Task brief
Your task is to output the data exactly as it stands.

Input data
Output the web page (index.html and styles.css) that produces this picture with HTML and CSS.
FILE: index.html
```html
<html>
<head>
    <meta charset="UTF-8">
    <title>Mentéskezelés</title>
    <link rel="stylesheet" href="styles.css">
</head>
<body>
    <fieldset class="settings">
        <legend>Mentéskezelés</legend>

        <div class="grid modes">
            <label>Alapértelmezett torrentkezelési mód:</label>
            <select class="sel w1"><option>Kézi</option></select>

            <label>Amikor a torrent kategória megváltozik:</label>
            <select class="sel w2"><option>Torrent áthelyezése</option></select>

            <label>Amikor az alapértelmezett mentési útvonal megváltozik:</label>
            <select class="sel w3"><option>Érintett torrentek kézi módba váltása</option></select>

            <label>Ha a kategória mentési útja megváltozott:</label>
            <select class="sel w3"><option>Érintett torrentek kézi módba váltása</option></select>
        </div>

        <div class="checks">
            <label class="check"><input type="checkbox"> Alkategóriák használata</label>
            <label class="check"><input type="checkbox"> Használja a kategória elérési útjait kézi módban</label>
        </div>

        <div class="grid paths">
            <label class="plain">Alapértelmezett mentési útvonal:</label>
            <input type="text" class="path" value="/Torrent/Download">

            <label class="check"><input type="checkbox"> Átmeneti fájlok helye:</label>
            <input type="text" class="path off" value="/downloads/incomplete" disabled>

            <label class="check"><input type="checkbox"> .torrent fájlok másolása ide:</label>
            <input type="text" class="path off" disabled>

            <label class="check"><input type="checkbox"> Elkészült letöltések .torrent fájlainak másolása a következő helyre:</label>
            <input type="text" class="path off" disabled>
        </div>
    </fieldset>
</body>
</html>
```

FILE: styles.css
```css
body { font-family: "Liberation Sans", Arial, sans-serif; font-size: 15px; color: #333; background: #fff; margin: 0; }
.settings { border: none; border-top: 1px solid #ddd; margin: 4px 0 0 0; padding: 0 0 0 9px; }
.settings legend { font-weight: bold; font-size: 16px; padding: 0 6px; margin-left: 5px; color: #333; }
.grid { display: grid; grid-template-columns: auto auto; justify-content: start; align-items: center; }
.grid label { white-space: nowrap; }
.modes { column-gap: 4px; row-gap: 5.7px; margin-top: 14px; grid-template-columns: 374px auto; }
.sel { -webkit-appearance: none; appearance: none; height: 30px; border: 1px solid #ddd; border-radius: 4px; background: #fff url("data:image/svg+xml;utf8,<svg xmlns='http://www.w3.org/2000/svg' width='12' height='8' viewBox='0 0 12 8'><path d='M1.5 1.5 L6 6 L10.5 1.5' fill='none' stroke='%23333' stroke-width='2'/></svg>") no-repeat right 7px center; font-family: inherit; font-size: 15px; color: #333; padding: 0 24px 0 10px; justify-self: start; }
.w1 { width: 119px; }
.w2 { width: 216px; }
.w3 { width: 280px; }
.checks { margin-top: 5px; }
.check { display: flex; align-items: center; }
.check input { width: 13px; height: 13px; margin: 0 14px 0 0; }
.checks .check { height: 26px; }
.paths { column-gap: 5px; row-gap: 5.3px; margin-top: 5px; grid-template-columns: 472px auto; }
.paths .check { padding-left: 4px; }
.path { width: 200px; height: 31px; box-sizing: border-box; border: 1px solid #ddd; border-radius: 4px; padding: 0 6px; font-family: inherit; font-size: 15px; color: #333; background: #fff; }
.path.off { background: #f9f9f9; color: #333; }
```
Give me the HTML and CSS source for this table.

Completed exercise
Output the web page (index.html and styles.css) that produces this picture with HTML and CSS.
FILE: index.html
```html
<html>
<head>
    <meta charset="UTF-8">
    <title>Mentéskezelés</title>
    <link rel="stylesheet" href="styles.css">
</head>
<body>
    <fieldset class="settings">
        <legend>Mentéskezelés</legend>

        <div class="grid modes">
            <label>Alapértelmezett torrentkezelési mód:</label>
            <select class="sel w1"><option>Kézi</option></select>

            <label>Amikor a torrent kategória megváltozik:</label>
            <select class="sel w2"><option>Torrent áthelyezése</option></select>

            <label>Amikor az alapértelmezett mentési útvonal megváltozik:</label>
            <select class="sel w3"><option>Érintett torrentek kézi módba váltása</option></select>

            <label>Ha a kategória mentési útja megváltozott:</label>
            <select class="sel w3"><option>Érintett torrentek kézi módba váltása</option></select>
        </div>

        <div class="checks">
            <label class="check"><input type="checkbox"> Alkategóriák használata</label>
            <label class="check"><input type="checkbox"> Használja a kategória elérési útjait kézi módban</label>
        </div>

        <div class="grid paths">
            <label class="plain">Alapértelmezett mentési útvonal:</label>
            <input type="text" class="path" value="/Torrent/Download">

            <label class="check"><input type="checkbox"> Átmeneti fájlok helye:</label>
            <input type="text" class="path off" value="/downloads/incomplete" disabled>

            <label class="check"><input type="checkbox"> .torrent fájlok másolása ide:</label>
            <input type="text" class="path off" disabled>

            <label class="check"><input type="checkbox"> Elkészült letöltések .torrent fájlainak másolása a következő helyre:</label>
            <input type="text" class="path off" disabled>
        </div>
    </fieldset>
</body>
</html>
```

FILE: styles.css
```css
body { font-family: "Liberation Sans", Arial, sans-serif; font-size: 15px; color: #333; background: #fff; margin: 0; }
.settings { border: none; border-top: 1px solid #ddd; margin: 4px 0 0 0; padding: 0 0 0 9px; }
.settings legend { font-weight: bold; font-size: 16px; padding: 0 6px; margin-left: 5px; color: #333; }
.grid { display: grid; grid-template-columns: auto auto; justify-content: start; align-items: center; }
.grid label { white-space: nowrap; }
.modes { column-gap: 4px; row-gap: 5.7px; margin-top: 14px; grid-template-columns: 374px auto; }
.sel { -webkit-appearance: none; appearance: none; height: 30px; border: 1px solid #ddd; border-radius: 4px; background: #fff url("data:image/svg+xml;utf8,<svg xmlns='http://www.w3.org/2000/svg' width='12' height='8' viewBox='0 0 12 8'><path d='M1.5 1.5 L6 6 L10.5 1.5' fill='none' stroke='%23333' stroke-width='2'/></svg>") no-repeat right 7px center; font-family: inherit; font-size: 15px; color: #333; padding: 0 24px 0 10px; justify-self: start; }
.w1 { width: 119px; }
.w2 { width: 216px; }
.w3 { width: 280px; }
.checks { margin-top: 5px; }
.check { display: flex; align-items: center; }
.check input { width: 13px; height: 13px; margin: 0 14px 0 0; }
.checks .check { height: 26px; }
.paths { column-gap: 5px; row-gap: 5.3px; margin-top: 5px; grid-template-columns: 472px auto; }
.paths .check { padding-left: 4px; }
.path { width: 200px; height: 31px; box-sizing: border-box; border: 1px solid #ddd; border-radius: 4px; padding: 0 6px; font-family: inherit; font-size: 15px; color: #333; background: #fff; }
.path.off { background: #f9f9f9; color: #333; }
```
Give me the HTML and CSS source for this table.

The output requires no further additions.